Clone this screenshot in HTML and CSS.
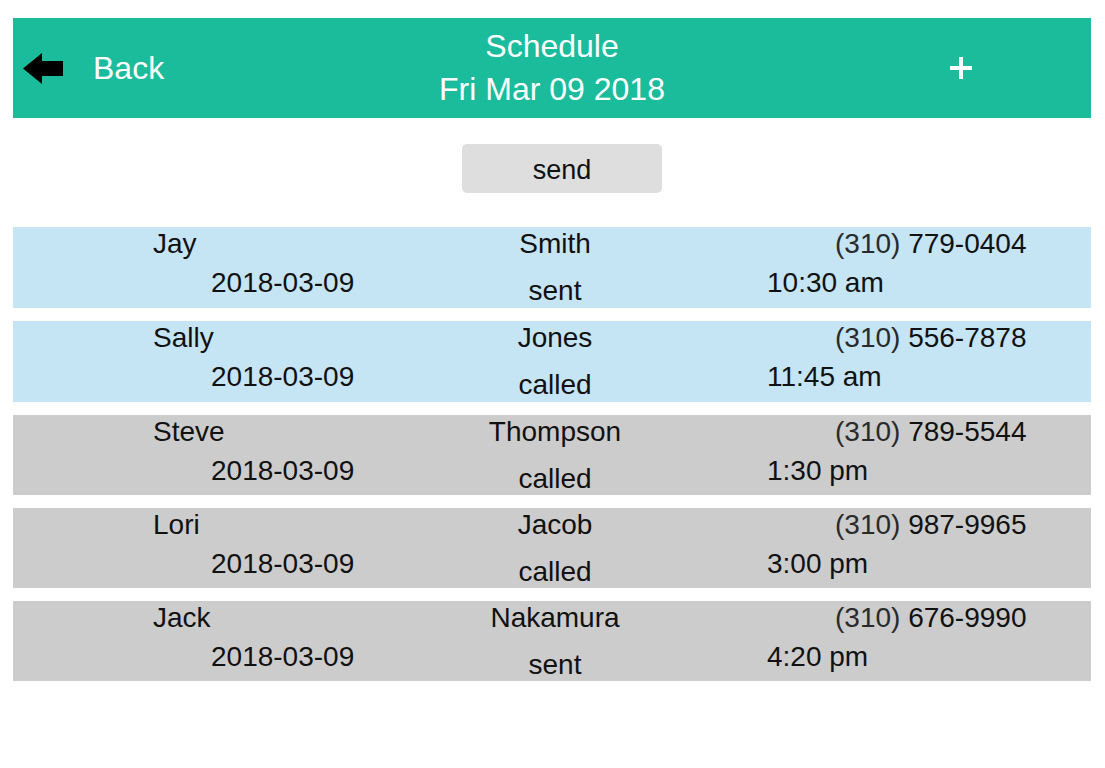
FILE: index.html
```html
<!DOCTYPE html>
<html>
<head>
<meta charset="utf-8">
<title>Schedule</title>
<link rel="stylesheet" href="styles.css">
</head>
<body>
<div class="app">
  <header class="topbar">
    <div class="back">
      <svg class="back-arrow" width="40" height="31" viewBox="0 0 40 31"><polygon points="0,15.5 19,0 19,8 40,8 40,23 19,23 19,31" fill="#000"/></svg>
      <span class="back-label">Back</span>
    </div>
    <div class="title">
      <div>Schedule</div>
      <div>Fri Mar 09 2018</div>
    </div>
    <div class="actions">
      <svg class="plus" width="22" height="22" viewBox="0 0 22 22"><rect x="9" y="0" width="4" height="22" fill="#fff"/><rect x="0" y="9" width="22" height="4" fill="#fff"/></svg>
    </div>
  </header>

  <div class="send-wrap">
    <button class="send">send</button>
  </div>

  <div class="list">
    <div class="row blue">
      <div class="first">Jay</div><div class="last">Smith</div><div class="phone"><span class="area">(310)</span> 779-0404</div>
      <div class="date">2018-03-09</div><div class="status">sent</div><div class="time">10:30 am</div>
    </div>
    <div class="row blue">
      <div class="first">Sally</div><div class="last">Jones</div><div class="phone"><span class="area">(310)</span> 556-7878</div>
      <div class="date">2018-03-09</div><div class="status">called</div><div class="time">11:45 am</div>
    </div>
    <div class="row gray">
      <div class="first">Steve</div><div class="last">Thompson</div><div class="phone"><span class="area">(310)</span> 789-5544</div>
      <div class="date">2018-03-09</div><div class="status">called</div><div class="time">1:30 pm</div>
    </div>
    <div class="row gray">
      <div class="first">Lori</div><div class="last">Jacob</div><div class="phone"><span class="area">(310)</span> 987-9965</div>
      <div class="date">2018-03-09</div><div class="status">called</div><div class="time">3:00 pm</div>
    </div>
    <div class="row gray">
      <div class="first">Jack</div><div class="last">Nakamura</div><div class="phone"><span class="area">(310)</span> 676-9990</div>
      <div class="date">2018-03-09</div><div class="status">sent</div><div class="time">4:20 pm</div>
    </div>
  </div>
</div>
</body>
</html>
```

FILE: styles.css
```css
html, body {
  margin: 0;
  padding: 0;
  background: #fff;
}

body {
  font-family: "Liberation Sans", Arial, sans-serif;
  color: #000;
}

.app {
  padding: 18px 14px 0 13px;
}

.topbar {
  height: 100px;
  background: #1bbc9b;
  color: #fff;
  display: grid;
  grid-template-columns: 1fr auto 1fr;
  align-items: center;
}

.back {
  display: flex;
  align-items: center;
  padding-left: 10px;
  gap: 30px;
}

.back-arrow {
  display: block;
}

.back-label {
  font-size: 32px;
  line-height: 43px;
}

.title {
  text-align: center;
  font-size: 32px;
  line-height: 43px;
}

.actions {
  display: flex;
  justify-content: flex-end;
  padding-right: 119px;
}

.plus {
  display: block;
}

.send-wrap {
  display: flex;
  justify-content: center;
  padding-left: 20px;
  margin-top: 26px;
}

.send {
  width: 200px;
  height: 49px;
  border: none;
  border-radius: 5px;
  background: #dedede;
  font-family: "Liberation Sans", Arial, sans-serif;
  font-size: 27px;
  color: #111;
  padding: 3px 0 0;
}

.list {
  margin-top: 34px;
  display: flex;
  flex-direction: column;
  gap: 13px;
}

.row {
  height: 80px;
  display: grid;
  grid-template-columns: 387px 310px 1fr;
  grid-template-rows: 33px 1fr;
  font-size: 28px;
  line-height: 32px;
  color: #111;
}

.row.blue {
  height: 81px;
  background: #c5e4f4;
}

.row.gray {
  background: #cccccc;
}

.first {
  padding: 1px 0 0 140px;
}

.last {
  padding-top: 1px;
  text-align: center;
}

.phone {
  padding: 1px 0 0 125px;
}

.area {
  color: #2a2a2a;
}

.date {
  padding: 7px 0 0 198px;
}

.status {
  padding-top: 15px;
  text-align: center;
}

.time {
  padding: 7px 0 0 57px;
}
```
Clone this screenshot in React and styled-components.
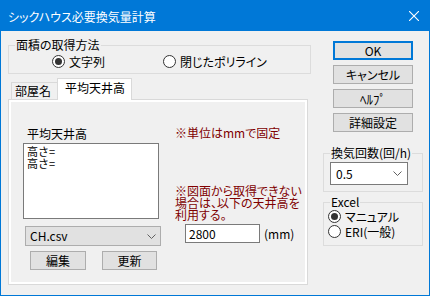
========================================================================
• _What this task involves_
Make an exact copy of the listing above. Do not include the pictures.

• _Written reply_
Clone this screenshot in HTML and CSS.
FILE: index.html
```html
<!DOCTYPE html>
<html>
<head>
<meta charset="utf-8">
<title>Schedule</title>
<link rel="stylesheet" href="styles.css">
</head>
<body>
<div class="app">
  <header class="topbar">
    <div class="back">
      <svg class="back-arrow" width="40" height="31" viewBox="0 0 40 31"><polygon points="0,15.5 19,0 19,8 40,8 40,23 19,23 19,31" fill="#000"/></svg>
      <span class="back-label">Back</span>
    </div>
    <div class="title">
      <div>Schedule</div>
      <div>Fri Mar 09 2018</div>
    </div>
    <div class="actions">
      <svg class="plus" width="22" height="22" viewBox="0 0 22 22"><rect x="9" y="0" width="4" height="22" fill="#fff"/><rect x="0" y="9" width="22" height="4" fill="#fff"/></svg>
    </div>
  </header>

  <div class="send-wrap">
    <button class="send">send</button>
  </div>

  <div class="list">
    <div class="row blue">
      <div class="first">Jay</div><div class="last">Smith</div><div class="phone"><span class="area">(310)</span> 779-0404</div>
      <div class="date">2018-03-09</div><div class="status">sent</div><div class="time">10:30 am</div>
    </div>
    <div class="row blue">
      <div class="first">Sally</div><div class="last">Jones</div><div class="phone"><span class="area">(310)</span> 556-7878</div>
      <div class="date">2018-03-09</div><div class="status">called</div><div class="time">11:45 am</div>
    </div>
    <div class="row gray">
      <div class="first">Steve</div><div class="last">Thompson</div><div class="phone"><span class="area">(310)</span> 789-5544</div>
      <div class="date">2018-03-09</div><div class="status">called</div><div class="time">1:30 pm</div>
    </div>
    <div class="row gray">
      <div class="first">Lori</div><div class="last">Jacob</div><div class="phone"><span class="area">(310)</span> 987-9965</div>
      <div class="date">2018-03-09</div><div class="status">called</div><div class="time">3:00 pm</div>
    </div>
    <div class="row gray">
      <div class="first">Jack</div><div class="last">Nakamura</div><div class="phone"><span class="area">(310)</span> 676-9990</div>
      <div class="date">2018-03-09</div><div class="status">sent</div><div class="time">4:20 pm</div>
    </div>
  </div>
</div>
</body>
</html>
```

FILE: styles.css
```css
html, body {
  margin: 0;
  padding: 0;
  background: #fff;
}

body {
  font-family: "Liberation Sans", Arial, sans-serif;
  color: #000;
}

.app {
  padding: 18px 14px 0 13px;
}

.topbar {
  height: 100px;
  background: #1bbc9b;
  color: #fff;
  display: grid;
  grid-template-columns: 1fr auto 1fr;
  align-items: center;
}

.back {
  display: flex;
  align-items: center;
  padding-left: 10px;
  gap: 30px;
}

.back-arrow {
  display: block;
}

.back-label {
  font-size: 32px;
  line-height: 43px;
}

.title {
  text-align: center;
  font-size: 32px;
  line-height: 43px;
}

.actions {
  display: flex;
  justify-content: flex-end;
  padding-right: 119px;
}

.plus {
  display: block;
}

.send-wrap {
  display: flex;
  justify-content: center;
  padding-left: 20px;
  margin-top: 26px;
}

.send {
  width: 200px;
  height: 49px;
  border: none;
  border-radius: 5px;
  background: #dedede;
  font-family: "Liberation Sans", Arial, sans-serif;
  font-size: 27px;
  color: #111;
  padding: 3px 0 0;
}

.list {
  margin-top: 34px;
  display: flex;
  flex-direction: column;
  gap: 13px;
}

.row {
  height: 80px;
  display: grid;
  grid-template-columns: 387px 310px 1fr;
  grid-template-rows: 33px 1fr;
  font-size: 28px;
  line-height: 32px;
  color: #111;
}

.row.blue {
  height: 81px;
  background: #c5e4f4;
}

.row.gray {
  background: #cccccc;
}

.first {
  padding: 1px 0 0 140px;
}

.last {
  padding-top: 1px;
  text-align: center;
}

.phone {
  padding: 1px 0 0 125px;
}

.area {
  color: #2a2a2a;
}

.date {
  padding: 7px 0 0 198px;
}

.status {
  padding-top: 15px;
  text-align: center;
}

.time {
  padding: 7px 0 0 57px;
}
```
Clone this screenshot in React and styled-components.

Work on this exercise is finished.